Task to carry out – Without any pictures, restate the lines from the one containing "Write a component" to the one containing "const [flag, setFlag] = useState('');", word for word, ends included.

Dataset records –

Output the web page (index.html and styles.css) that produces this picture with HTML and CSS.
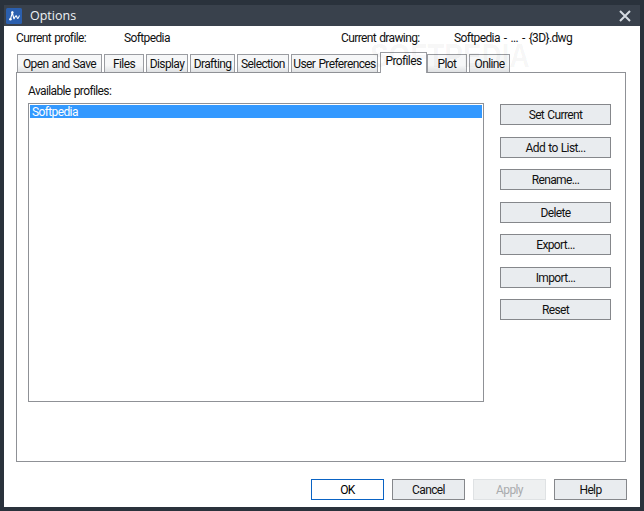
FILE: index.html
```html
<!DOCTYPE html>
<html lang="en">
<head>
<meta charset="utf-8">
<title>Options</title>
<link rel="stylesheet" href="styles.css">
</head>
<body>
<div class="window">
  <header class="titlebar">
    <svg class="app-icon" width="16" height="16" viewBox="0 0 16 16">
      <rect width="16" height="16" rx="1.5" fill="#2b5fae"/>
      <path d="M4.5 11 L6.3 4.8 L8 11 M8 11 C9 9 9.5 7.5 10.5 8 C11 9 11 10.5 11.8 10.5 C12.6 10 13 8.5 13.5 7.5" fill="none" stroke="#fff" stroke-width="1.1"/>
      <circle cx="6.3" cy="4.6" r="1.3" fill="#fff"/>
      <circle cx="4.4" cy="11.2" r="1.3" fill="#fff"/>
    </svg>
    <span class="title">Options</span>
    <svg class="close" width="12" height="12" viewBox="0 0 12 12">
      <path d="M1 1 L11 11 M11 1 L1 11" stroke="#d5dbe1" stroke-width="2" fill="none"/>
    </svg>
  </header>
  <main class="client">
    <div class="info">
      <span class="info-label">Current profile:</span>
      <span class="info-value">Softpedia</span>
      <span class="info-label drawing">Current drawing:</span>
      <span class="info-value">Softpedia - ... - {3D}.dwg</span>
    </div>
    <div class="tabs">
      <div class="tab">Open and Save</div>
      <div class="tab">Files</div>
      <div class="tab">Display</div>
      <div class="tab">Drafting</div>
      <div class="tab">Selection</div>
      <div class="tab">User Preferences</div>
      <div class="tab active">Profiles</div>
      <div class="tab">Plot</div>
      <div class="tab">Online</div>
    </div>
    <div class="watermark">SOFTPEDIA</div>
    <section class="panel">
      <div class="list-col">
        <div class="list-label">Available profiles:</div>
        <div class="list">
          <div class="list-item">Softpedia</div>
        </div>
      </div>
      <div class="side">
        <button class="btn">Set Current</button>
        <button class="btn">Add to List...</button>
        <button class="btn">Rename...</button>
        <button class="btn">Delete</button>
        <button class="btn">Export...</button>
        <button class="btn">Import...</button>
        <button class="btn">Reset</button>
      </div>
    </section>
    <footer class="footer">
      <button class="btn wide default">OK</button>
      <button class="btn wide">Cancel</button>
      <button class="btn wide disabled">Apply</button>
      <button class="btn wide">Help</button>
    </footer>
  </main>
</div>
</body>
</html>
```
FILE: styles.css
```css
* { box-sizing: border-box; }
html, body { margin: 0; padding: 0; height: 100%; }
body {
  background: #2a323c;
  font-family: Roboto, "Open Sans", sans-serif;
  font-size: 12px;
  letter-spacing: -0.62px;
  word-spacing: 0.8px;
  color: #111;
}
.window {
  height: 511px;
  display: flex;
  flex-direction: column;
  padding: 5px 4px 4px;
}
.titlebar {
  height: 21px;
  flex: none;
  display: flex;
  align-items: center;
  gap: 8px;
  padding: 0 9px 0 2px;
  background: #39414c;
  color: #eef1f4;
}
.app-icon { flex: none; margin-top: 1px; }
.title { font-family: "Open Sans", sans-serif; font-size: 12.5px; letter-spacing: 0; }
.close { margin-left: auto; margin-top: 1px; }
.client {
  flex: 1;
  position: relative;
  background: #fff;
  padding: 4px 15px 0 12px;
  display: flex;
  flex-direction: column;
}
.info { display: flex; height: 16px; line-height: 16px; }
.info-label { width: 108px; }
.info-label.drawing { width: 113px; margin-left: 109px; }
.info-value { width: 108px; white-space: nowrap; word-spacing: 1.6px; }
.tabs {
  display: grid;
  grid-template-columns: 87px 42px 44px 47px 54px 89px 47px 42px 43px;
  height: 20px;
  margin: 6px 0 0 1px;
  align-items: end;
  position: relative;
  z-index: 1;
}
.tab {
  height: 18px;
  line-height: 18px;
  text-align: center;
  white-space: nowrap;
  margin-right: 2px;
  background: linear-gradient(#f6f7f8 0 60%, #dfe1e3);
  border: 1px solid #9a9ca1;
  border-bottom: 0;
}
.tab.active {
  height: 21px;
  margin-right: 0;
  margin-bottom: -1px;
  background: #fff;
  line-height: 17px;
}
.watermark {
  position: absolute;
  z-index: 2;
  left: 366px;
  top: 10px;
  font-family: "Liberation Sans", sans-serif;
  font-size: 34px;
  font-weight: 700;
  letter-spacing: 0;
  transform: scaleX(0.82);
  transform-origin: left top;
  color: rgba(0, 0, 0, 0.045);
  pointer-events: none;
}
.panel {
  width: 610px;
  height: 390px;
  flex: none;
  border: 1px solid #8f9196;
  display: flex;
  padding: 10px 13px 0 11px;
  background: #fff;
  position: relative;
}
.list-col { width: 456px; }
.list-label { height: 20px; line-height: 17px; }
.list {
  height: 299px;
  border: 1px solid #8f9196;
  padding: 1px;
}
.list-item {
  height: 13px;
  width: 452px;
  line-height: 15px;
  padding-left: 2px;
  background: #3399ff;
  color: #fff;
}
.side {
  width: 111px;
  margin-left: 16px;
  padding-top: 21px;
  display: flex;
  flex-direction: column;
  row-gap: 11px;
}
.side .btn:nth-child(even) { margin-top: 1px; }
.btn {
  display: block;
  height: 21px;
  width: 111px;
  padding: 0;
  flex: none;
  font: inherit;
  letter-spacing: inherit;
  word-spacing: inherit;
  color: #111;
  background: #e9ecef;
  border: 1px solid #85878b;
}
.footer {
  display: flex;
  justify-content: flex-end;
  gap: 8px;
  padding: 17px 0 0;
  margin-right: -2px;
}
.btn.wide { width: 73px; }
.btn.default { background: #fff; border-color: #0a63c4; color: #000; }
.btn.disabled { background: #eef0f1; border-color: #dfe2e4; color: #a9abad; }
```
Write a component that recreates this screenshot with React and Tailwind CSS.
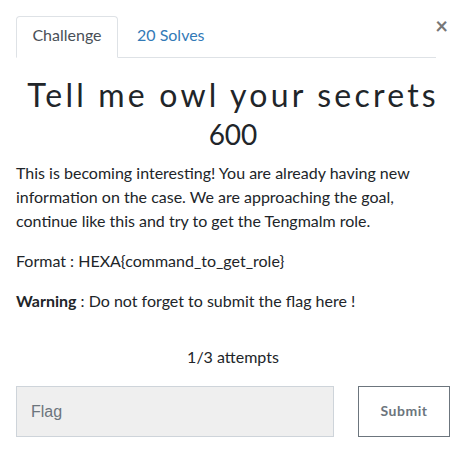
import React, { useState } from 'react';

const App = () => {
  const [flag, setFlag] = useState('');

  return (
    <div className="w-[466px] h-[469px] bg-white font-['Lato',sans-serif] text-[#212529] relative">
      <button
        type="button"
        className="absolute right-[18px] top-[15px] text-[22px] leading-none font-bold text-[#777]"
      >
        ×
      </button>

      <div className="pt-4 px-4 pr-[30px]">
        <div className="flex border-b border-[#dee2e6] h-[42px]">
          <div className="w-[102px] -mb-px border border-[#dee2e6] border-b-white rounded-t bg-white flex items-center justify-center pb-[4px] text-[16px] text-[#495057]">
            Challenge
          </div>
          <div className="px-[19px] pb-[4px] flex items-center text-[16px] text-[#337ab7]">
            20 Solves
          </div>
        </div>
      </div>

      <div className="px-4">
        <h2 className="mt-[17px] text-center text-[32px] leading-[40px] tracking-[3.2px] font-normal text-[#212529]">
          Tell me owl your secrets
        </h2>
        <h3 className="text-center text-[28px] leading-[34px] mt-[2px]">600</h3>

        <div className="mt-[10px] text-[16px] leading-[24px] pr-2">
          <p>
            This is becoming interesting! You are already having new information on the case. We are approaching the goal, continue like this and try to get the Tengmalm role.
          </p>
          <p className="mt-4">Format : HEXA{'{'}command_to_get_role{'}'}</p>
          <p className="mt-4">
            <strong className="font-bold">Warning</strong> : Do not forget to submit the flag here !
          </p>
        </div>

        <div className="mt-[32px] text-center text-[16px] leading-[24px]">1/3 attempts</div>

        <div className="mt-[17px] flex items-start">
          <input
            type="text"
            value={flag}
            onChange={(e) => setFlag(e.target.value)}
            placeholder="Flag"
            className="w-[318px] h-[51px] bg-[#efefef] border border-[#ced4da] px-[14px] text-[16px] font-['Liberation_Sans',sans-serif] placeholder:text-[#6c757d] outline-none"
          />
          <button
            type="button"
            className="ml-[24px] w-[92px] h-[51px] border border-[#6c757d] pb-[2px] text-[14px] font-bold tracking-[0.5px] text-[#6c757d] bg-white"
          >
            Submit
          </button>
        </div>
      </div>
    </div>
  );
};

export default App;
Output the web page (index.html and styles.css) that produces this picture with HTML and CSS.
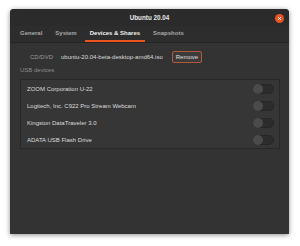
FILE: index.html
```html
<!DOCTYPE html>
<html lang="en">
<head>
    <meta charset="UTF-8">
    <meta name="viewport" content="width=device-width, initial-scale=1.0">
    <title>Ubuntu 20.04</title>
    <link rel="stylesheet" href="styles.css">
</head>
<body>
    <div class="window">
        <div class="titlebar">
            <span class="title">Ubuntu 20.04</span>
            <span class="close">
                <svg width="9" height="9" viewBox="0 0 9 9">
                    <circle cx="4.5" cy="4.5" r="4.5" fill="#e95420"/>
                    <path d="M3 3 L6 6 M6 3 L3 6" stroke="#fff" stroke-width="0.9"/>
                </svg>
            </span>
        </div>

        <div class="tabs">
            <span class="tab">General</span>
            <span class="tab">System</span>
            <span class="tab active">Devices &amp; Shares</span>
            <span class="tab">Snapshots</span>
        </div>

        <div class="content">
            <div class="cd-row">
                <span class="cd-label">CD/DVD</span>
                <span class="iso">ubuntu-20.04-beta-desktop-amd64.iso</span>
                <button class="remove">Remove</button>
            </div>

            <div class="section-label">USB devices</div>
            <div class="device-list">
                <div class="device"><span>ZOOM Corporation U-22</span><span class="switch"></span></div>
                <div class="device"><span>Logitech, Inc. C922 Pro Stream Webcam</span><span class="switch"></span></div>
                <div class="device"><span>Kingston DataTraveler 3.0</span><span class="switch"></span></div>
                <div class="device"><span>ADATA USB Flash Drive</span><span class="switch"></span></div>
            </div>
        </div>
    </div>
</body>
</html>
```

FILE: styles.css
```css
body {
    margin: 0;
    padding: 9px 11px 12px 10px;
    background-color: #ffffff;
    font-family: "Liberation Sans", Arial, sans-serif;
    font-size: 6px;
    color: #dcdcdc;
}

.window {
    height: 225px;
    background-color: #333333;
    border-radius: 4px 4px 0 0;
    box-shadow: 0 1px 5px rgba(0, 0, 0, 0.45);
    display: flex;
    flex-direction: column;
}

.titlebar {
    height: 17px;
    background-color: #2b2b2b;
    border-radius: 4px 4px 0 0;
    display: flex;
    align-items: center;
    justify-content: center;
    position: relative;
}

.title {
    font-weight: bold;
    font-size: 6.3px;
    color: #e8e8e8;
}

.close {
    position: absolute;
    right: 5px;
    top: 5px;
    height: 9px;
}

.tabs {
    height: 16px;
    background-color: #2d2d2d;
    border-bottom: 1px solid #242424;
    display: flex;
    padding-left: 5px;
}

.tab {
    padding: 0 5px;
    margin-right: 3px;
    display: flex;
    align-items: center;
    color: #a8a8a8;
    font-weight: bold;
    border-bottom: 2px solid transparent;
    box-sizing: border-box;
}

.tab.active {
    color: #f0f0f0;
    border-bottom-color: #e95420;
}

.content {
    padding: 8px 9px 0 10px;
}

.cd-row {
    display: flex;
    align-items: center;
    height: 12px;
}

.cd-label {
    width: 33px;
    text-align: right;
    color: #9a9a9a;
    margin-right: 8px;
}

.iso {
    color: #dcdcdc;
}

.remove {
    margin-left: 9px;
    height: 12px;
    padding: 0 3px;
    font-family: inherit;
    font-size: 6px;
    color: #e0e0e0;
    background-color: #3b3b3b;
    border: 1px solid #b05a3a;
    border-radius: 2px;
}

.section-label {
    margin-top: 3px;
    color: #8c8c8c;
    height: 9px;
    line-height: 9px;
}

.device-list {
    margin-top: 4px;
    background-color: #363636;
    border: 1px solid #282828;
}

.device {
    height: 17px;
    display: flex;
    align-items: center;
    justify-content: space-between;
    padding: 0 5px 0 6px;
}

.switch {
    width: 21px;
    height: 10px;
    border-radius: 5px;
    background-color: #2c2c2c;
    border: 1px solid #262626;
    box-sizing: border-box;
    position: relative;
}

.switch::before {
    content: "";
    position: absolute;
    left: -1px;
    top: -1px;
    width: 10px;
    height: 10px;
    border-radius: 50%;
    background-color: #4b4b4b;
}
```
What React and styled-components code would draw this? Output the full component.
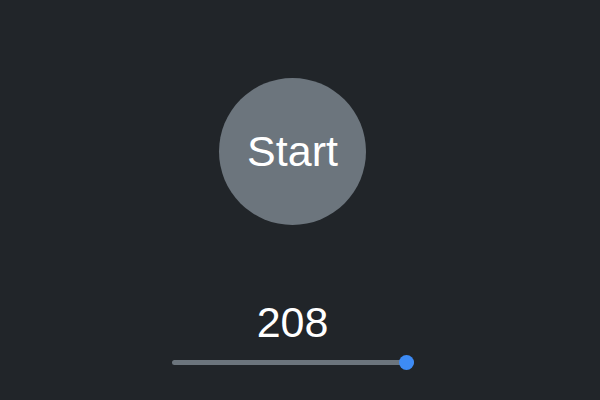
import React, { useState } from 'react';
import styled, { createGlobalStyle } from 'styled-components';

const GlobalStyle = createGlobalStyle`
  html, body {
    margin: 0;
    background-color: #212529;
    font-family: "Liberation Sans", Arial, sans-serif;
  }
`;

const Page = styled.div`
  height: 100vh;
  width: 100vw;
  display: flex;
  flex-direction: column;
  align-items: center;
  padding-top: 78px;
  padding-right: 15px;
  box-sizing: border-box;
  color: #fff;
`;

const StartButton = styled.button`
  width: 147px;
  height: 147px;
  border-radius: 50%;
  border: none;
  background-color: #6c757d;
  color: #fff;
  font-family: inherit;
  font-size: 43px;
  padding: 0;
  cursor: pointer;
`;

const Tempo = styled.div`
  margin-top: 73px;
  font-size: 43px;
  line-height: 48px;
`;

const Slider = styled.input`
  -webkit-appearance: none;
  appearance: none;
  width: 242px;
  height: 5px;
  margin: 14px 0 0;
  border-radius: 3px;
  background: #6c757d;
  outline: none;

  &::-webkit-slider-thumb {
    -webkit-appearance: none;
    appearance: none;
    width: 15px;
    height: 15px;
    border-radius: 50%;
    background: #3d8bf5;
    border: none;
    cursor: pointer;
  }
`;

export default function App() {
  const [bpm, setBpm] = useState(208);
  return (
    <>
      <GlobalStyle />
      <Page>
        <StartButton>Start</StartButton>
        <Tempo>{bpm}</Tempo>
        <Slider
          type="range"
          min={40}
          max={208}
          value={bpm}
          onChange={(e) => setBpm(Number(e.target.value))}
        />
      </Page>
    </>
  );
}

Task answer –
Write a component that recreates this screenshot with React and Tailwind CSS.
import React, { useState } from 'react';

const App = () => {
  const [flag, setFlag] = useState('');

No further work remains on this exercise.